At the heart of this case, section 1794, subdivision (c) provides that:
“If the buyer establishes that the failure to comply was willful, the judgment may include … a civil penalty which shall not exceed two times the amount of actual damages.”
Section 1794, subdivision (e) provides that:
“(1) Except as otherwise provided in this subdivision, if the buyer establishes a violation of paragraph (2) of subdivision (d) of Section 1793.2 [the replace-or-reimburse requirements for new motor vehicle manufacturers], the buyer shall recover reasonable damages and attorney’s fees and costs, and may recover a civil penalty of up to two times the amount of damages.
(2) If the manufacturer maintains a qualified third-party dispute resolution process …, the manufacturer shall not be liable for any civil penalty pursuant to this subdivision.”
Subparagraphs (3) and (4) of subdivision (e) set forth other circumstances under which the manufacturer is not liable for a civil penalty “under this subdivision.” And, section 1794, subdivision (e)(5) provides that:
“If the buyer recovers a civil penalty under subdivision (c), the buyer may not also recover a civil penalty under this subdivision for the same violation.”
The trial court ruled that section 1794, subdivision (e) is the exclusive damage provision for actions concerning new motor vehicles, and thus that [24 Cal.App.4th 492] the section 1794, subdivision (e)(2) exemption for manufacturers with qualified dispute resolution processes means that such a manufacturer is not liable for a civil penalty, regardless of the willfulness of its violation of the Act.
However, the plain language of the statute is to the contrary. Under that language, where there is a dispute resolution process “the manufacturer shall not be liable for any civil penalty under this subdivision.” Consistent with usage throughout the Act, “subdivision” can refer only to subdivision (e) of section 1794. By use of the phrase “under this subdivision,” the Legislature limited the exemption. It applies only to the civil penalties for non-willful violations recoverable under section 1794, subdivision (e), and does not apply to penalties which may be available under another subdivision, i.e., 1794, subdivision (c).
We cannot agree section 1794, subdivision (e) is the exclusive damage provision for actions on new motor vehicles, because the statute itself provides otherwise.
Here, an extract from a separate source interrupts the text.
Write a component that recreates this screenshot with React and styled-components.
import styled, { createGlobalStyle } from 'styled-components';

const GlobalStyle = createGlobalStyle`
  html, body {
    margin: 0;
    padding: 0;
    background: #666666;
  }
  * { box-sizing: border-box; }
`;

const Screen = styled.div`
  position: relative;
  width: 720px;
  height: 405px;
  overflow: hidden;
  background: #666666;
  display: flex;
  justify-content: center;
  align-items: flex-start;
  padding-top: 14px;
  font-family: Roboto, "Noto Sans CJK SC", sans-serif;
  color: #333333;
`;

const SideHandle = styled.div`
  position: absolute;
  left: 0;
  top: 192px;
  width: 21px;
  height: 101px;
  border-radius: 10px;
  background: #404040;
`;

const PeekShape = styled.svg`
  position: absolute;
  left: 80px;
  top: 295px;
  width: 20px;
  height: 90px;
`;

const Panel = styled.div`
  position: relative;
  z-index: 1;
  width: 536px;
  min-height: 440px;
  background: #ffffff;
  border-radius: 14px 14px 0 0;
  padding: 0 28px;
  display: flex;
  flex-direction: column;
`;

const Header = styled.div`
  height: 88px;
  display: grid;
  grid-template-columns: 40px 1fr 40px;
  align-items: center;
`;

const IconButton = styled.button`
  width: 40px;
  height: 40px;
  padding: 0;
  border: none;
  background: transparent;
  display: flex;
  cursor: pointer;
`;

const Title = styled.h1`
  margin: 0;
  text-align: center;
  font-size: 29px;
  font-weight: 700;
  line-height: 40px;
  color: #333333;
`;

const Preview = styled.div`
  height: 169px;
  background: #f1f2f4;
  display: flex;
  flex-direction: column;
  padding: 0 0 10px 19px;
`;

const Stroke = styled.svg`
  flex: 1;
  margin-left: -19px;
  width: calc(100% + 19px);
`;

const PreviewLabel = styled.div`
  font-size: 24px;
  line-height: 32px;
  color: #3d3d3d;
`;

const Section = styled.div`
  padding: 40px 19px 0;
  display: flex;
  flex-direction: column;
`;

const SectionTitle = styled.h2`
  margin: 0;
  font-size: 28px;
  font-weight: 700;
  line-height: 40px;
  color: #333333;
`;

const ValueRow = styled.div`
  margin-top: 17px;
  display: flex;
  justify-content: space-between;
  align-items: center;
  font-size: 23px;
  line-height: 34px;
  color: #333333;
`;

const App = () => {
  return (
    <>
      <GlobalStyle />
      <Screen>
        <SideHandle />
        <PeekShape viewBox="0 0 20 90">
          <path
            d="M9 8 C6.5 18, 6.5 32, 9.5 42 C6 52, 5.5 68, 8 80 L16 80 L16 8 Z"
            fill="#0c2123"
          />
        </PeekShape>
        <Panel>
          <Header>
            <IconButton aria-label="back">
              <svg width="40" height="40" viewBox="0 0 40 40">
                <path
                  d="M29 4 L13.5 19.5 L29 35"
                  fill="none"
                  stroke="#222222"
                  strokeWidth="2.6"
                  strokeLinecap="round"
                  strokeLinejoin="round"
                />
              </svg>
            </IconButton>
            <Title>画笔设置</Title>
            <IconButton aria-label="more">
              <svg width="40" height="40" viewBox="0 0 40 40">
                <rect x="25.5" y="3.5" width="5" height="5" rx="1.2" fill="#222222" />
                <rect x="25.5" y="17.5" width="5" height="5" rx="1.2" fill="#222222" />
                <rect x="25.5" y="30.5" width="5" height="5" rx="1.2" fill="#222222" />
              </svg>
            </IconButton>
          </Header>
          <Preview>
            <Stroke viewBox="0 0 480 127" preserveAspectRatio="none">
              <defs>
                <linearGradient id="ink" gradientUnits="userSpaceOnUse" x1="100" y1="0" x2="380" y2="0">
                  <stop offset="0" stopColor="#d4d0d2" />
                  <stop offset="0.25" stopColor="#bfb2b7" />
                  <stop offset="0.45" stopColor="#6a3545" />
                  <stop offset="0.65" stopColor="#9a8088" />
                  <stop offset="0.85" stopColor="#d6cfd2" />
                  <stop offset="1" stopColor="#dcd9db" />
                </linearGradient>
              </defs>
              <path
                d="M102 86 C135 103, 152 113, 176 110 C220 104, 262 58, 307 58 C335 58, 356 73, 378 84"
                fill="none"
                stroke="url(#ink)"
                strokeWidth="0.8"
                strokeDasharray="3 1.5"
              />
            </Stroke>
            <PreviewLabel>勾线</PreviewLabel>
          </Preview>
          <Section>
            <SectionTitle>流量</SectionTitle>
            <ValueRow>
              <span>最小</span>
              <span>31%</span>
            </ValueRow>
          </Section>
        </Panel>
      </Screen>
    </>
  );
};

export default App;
Paragraph (5) of section 1794, subdivision (e), which prohibits a buyer who brings an action against a new vehicle manufacturer from recovering civil penalties under both section 1794, subdivision (c) and section 1794, subdivision (e), clearly anticipates that a buyer bringing such an action can request a civil penalty under subdivision (c). And, section 1794, subdivision (b), setting forth the measure of damages for all actions under the Act, specifically refers to section 1793.2, subdivision (d), which, as we have seen, includes the remedies available to new car buyers.
Although we know of no case authority directly on point, related case law supports our decision. Under Ford’s analysis, civil penalties under section 1794, subdivision (c) for willful violations of the Act could never be available in actions on new motor vehicles. However, case law has allowed such penalties. (See Ibrahim v. Ford Motor Company (1989) 214 Cal.App.3d 878, 893, 263 Cal.Rptr. 64, and Kwan v. Mercedes-Benz of North America (1994) 23 Cal.App.4th 174, 28 Cal.Rptr.2d
371 [both concerning the applicable definition of “willful.”].)
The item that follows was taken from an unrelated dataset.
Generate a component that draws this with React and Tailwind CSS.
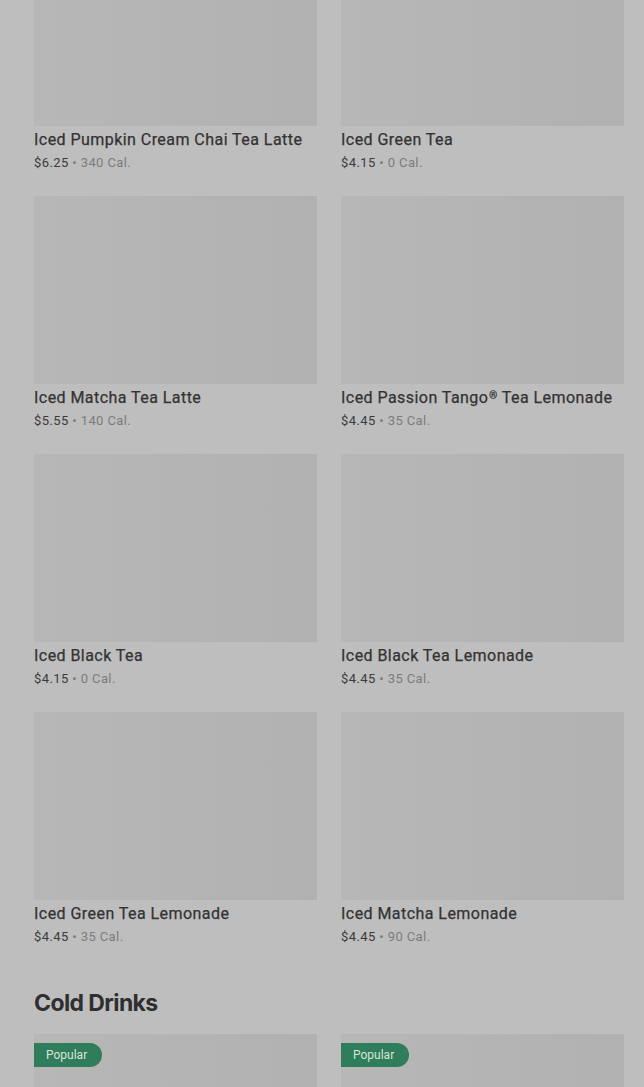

Also illuminating is Suman v. BMW of North America (1994) 23 Cal.App.4th 1, 28 Cal.Rptr.2d 133, an action on a new motor vehicle. The issue before the court was whether under section 1794, subdivision (e), civil penalties may be had where the violation is not willful. The court determined that willfulness is not required. In analyzing the statute, the court noted that “there are two separate means by which a plaintiff in a section 1794 suit might recover a civil penalty against the defendant. Subdivision (c) of section 1794 covers civil penalties for suits concerning any type of ‘consumer goods,’ as that term is used in the Act. Subdivision (e) of section 1794 is [24 Cal.App.4th 493] more limited in its application, and permits such penalties when the consumer goods at issue are new motor vehicles.” Thus, in actions on all consumer goods civil penalties may be had for willful violations. In actions on new motor vehicles only, civil penalties may be had without a showing of willfulness, unless the manufacturer maintains a qualified dispute resolution process.
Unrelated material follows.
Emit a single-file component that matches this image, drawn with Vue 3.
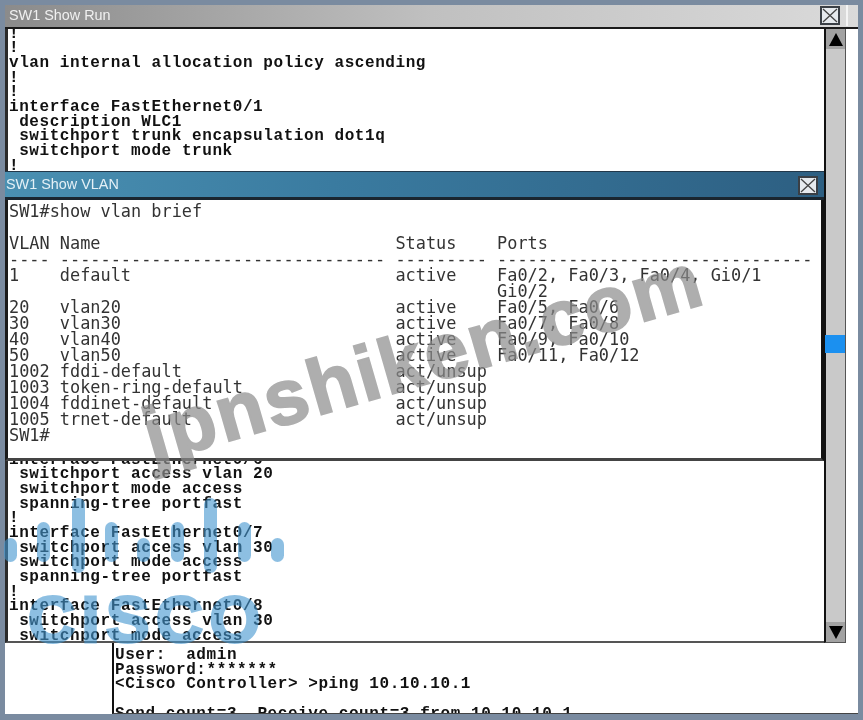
<script setup>
const access = (n, vlan) => [
  `interface FastEthernet0/${n}`,
  ` switchport access vlan ${vlan}`,
  ' switchport mode access',
  ' spanning-tree portfast',
  '!'
]

const runLines = [
  '!',
  '!',
  'vlan internal allocation policy ascending',
  '!',
  '!',
  'interface FastEthernet0/1',
  ' description WLC1',
  ' switchport trunk encapsulation dot1q',
  ' switchport mode trunk',
  '!',
  ...Array(19).fill(''),
  ...access(6, 20),
  ...access(7, 30),
  ...access(8, 30)
]

const vlanLines = [
  'SW1#show vlan brief',
  '',
  'VLAN Name                             Status    Ports',
  '---- -------------------------------- --------- -------------------------------',
  '1    default                          active    Fa0/2, Fa0/3, Fa0/4, Gi0/1',
  '                                                Gi0/2',
  '20   vlan20                           active    Fa0/5, Fa0/6',
  '30   vlan30                           active    Fa0/7, Fa0/8',
  '40   vlan40                           active    Fa0/9, Fa0/10',
  '50   vlan50                           active    Fa0/11, Fa0/12',
  '1002 fddi-default                     act/unsup',
  '1003 token-ring-default               act/unsup',
  '1004 fddinet-default                  act/unsup',
  '1005 trnet-default                    act/unsup',
  'SW1#'
]

const consoleLines = [
  'User:  admin',
  'Password:*******',
  '<Cisco Controller> >ping 10.10.10.1',
  '',
  'Send count=3  Receive count=3 from 10.10.10.1'
]

const bars = [
  { x: 4, y: 538, h: 24 },
  { x: 37, y: 522, h: 40 },
  { x: 72, y: 498, h: 75 },
  { x: 105, y: 522, h: 40 },
  { x: 137, y: 538, h: 24 },
  { x: 171, y: 522, h: 40 },
  { x: 204, y: 498, h: 75 },
  { x: 238, y: 522, h: 40 },
  { x: 271, y: 538, h: 24 }
]
</script>

<template>
  <div class="desktop">
    <section class="run-window">
      <header class="run-title">
        <span class="title-text">SW1 Show Run</span>
        <button class="close run-close" aria-label="Close">
          <svg width="16" height="15" viewBox="0 0 16 15"><path d="M1 1 15 14M15 1 1 14" /></svg>
        </button>
        <i class="title-gap"></i>
      </header>
      <div class="run-row">
        <div class="run-body">
          <div class="run-text">
            <div v-for="(line, i) in runLines" :key="i" class="line">{{ line }}</div>
          </div>
        </div>
        <div class="scrollbar">
          <div class="step"><i class="arrow up"></i></div>
          <div class="thumb"></div>
          <div class="step"><i class="arrow down"></i></div>
        </div>
        <div class="strip"></div>
      </div>
    </section>

    <section class="bottom">
      <div class="blank"></div>
      <div class="console">
        <div v-for="(line, i) in consoleLines" :key="i" class="line">{{ line }}</div>
      </div>
    </section>

    <section class="vlan-window">
      <header class="vlan-title">
        <span class="title-text">SW1 Show VLAN</span>
        <button class="close" aria-label="Close">
          <svg width="16" height="15" viewBox="0 0 16 15"><path d="M1 1 15 14M15 1 1 14" /></svg>
        </button>
      </header>
      <div class="vlan-body">
        <div v-for="(line, i) in vlanLines" :key="i" class="vline">{{ line }}</div>
      </div>
    </section>

    <svg class="logo" width="300" height="170" viewBox="0 490 300 170">
      <rect v-for="b in bars" :key="b.x" :x="b.x" :y="b.y" width="13" :height="b.h" rx="6.5" />
      <text x="28" y="642" textLength="232" lengthAdjust="spacing">CISCO</text>
    </svg>

    <div class="watermark">jpnshiken.com</div>
  </div>
</template>

<style>
html, body { margin: 0; background: #7a8ba0; }
</style>

<style scoped>
.desktop {
  position: relative;
  width: 863px;
  height: 720px;
  box-sizing: border-box;
  padding: 5px 5px 6px;
  display: flex;
  flex-direction: column;
  background: #7a8ba0;
  overflow: hidden;
  filter: blur(0.6px);
}
.run-window {
  height: 638px;
  display: flex;
  flex-direction: column;
  flex: none;
}
.run-title {
  height: 24px;
  flex: none;
  box-sizing: border-box;
  display: flex;
  align-items: flex-start;
  padding: 1px 0 0 4px;
  background: linear-gradient(90deg, #8b8b8b, #c0c0c0 50%, #dadada);
  border-bottom: 2px solid #1a1a1a;
}
.title-text {
  font: 14.4px/19px "Liberation Sans", Arial, sans-serif;
  color: #f0f0f0;
}
.close {
  margin: 0;
  padding: 0;
  width: 20px;
  height: 19px;
  box-sizing: border-box;
  border: 2px solid #3a3f45;
  background: #e6eaee;
  display: flex;
  align-items: center;
  justify-content: center;
}
.close svg path { stroke: #444; stroke-width: 1.3; fill: none; }
.run-close { margin-left: auto; margin-right: 6px; }
.title-gap {
  width: 2px;
  height: 21px;
  margin-top: -1px;
  margin-right: 10px;
  background: #f4f4f4;
}
.run-row {
  flex: 1;
  min-height: 0;
  display: flex;
}
.run-body {
  flex: 1;
  min-width: 0;
  background: #fff;
  border-left: 3px solid #2a2a2a;
  border-bottom: 2px solid #555;
  overflow: hidden;
}
.run-text { margin-top: -2.4px; padding-left: 1px; }
.line {
  height: 14.7px;
  font: bold 16px/14.7px "Liberation Mono", monospace;
  letter-spacing: 0.57px;
  white-space: pre;
  color: #111;
}
.scrollbar {
  position: relative;
  width: 22px;
  flex: none;
  box-sizing: border-box;
  display: flex;
  flex-direction: column;
  justify-content: space-between;
  background: #c9c9c9;
  border-left: 2px solid #111;
  border-right: 1px solid #555;
  border-bottom: 1px solid #555;
}
.step {
  height: 20px;
  background: #a2a2a2;
  display: flex;
  align-items: center;
  justify-content: center;
}
.arrow { width: 0; height: 0; border-left: 7px solid transparent; border-right: 7px solid transparent; }
.arrow.up { border-bottom: 13px solid #000; }
.arrow.down { border-top: 13px solid #000; }
.thumb {
  position: absolute;
  left: -1px;
  top: 306px;
  width: 20px;
  height: 18px;
  background: #1b90f0;
}
.strip { width: 12px; flex: none; background: #fff; }
.bottom {
  flex: 1;
  min-height: 0;
  display: flex;
  background: #fff;
}
.blank { width: 107px; flex: none; }
.console {
  flex: 1;
  min-width: 0;
  box-sizing: border-box;
  padding: 5px 0 0 1px;
  border-left: 2px solid #111;
  border-bottom: 1px solid #444;
  overflow: hidden;
}
.vlan-window {
  position: absolute;
  left: 5px;
  top: 171px;
  width: 819px;
  height: 290px;
  display: flex;
  flex-direction: column;
}
.vlan-title {
  height: 29px;
  flex: none;
  box-sizing: border-box;
  display: flex;
  align-items: flex-start;
  justify-content: space-between;
  padding: 4px 6px 0 1px;
  background: linear-gradient(90deg, #4a90b2, #3a7ba0 40%, #2d5f82);
  border-top: 1px solid #22384a;
  border-bottom: 3px solid #1a2630;
}
.vlan-title .title-text { margin-top: -1px; color: #e4f0f6; }
.vlan-body {
  flex: 1;
  min-height: 0;
  box-sizing: border-box;
  padding: 3px 0 0 1px;
  background: #fff;
  border-left: 3px solid #1a1a1a;
  border-right: 3px solid #111;
  border-bottom: 3px solid #444;
  overflow: hidden;
}
.vline {
  height: 16px;
  font: 16.9px/16px "DejaVu Sans Mono", monospace;
  white-space: pre;
  color: #333;
}
.logo {
  position: absolute;
  left: 0;
  top: 490px;
  opacity: 0.6;
}
.logo rect { fill: #4396d0; }
.logo text {
  font: bold 65px "Liberation Sans", Arial, sans-serif;
  fill: #4396d0;
  stroke: #4396d0;
  stroke-width: 3px;
}
.watermark {
  position: absolute;
  left: 422.5px;
  top: 357px;
  transform: translate(-50%, -50%) rotate(-16.1deg);
  font: bold 78px/1 "Liberation Sans", Arial, sans-serif;
  letter-spacing: 2.5px;
  color: #8c8c8c;
  -webkit-text-stroke: 2px #8c8c8c;
  opacity: 0.7;
  white-space: nowrap;
}
</style>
Finally, we note that both parties argue in support of their positions the legislative intent to encourage new vehicle manufacturers to maintain dispute resolution processes, and to confer a benefit on manufacturers for doing so. That intent is apparent from the statute, but is not in itself illuminating, since it does not tell us how much of a benefit the Legislature intended to confer–exemption from all civil penalties, or merely exemption from civil penalties for non-willful violations. The answer is contained in the language of the statute. The Legislature expressed its intent in the statute, and we need not and do not delve further into the legislative history.
The judgment is reversed. Appellant shall recover costs and attorney’s fees on appeal. Morcos v. Board of Retirement (1990) 51 Cal.3d 924, 275 Cal.Rptr. 187, 800 P.2d 543.
TURNER, P.J., and GRIGNON, J., concur.
1 All further statutory references are to the Civil Code.
2 Section 1793.22, applicable to manufacturers of new motor vehicles only, sets forth the requirements for a qualified dispute resolution process, and provides a benefit to a manufacturer who maintains such a process, relating to the application of a statutory presumption defining “a reasonable number of attempts to repair.”